Francis Cave from the ACAP project has posted a great response to my earlier post expressing concerns. The high-order bit is that “1.0” is a misnomer; ACAP is a work in progress, and the ACAP team is committed to refining the proposal in light of suggestions and critiques from those interested in its success. That’s all for the best.
Some more specific issues that Cave brings up that I have something more to say on:
Participation
The list of participants in the ACAP project includes a lot more publishers than search engines. Thus, it’s titled towards trying to express those things publishers would like to express, but without a corresponding sensitivity to what’s feasible for a search engine to do. (See, for example, Andy Oram’s critique of ACAP’s technical demands.) His group would have liked more input from the search side; I see the kinds of critiques Andy and I and others are now offering as a slightly belated substitute for the input the search engines wouldn’t or couldn’t provide.
REP
The ACAP team didn’t originally plan to use the Robot Exclusion Protocol at all, but then chose to implement their proposals as REP extensions
based upon the blindingly obvious fact that REP is the established way for content owners to communicate routinely with crawler operators, and it will be far easier for crawler operators to implement extensions to what they are already able to interpret in REP than to propose an entirely new protocol.That’s right, and while the decision creates transition issues of one sort (as I discussed in my first post), it does also add transitions issues of a different sort. I stand by my best-practice recommendation:
[A]nyone writing an ACAP file [should] use ACAP-permissions-reference in their robots.txt to send all crawlers that speak ACAP to an external file that consists of pure ACAP.
What’s In, What’s Out
I made fun of the number of admittedly not-ready-for-prime-time “features” in ACAP 1.0. Now that I know that 1.0 isn’t really 1.0, I’m much more tolerant of having those features “in.” They can be discussed; implementers can articulate which of them work and which of them don’t. The lack of polish doesn’t bother me. Cave and I are entirely on the same page at this level: let’s talk about which features work and fix or replace the ones that don’t.
Dates and Times
Cave says that “just adopting standard ISO formats for date-times isn’t a total solution.” I’m curious to know why. Wouldn’t content owners want that level of specificity? And wouldn’t search engines want standard formats with standard parsers?

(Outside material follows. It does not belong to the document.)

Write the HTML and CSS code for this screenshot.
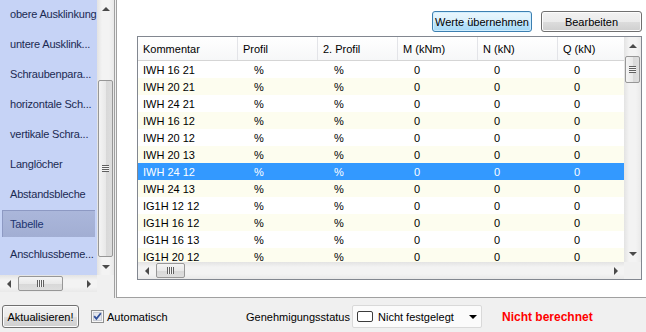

Interpretations by Prior Arrangement
This is a tough issue. Cave:
There are several examples in our proposals of forms of expression that search engines, unless they make a special arrangement with the content owner, would be bound to treat as “cloaking”.
That’s a good point, and I hadn’t realized it. I’d like to know more; perhaps there’s a way that honest content providers could establish that what they’re doing isn’t cloaking as defined today.
Cave again:
Maybe implementors on the receiving side would like us to divide our proposals more clearly into a core set of features that don’t involve such issues and a supplementary set that might. From a publisher perspective a number of what you might see as “non-core” features are quite fundamental to what they need to be able to communicate, so at this stage I don’t think it would be helpful to create such a separation.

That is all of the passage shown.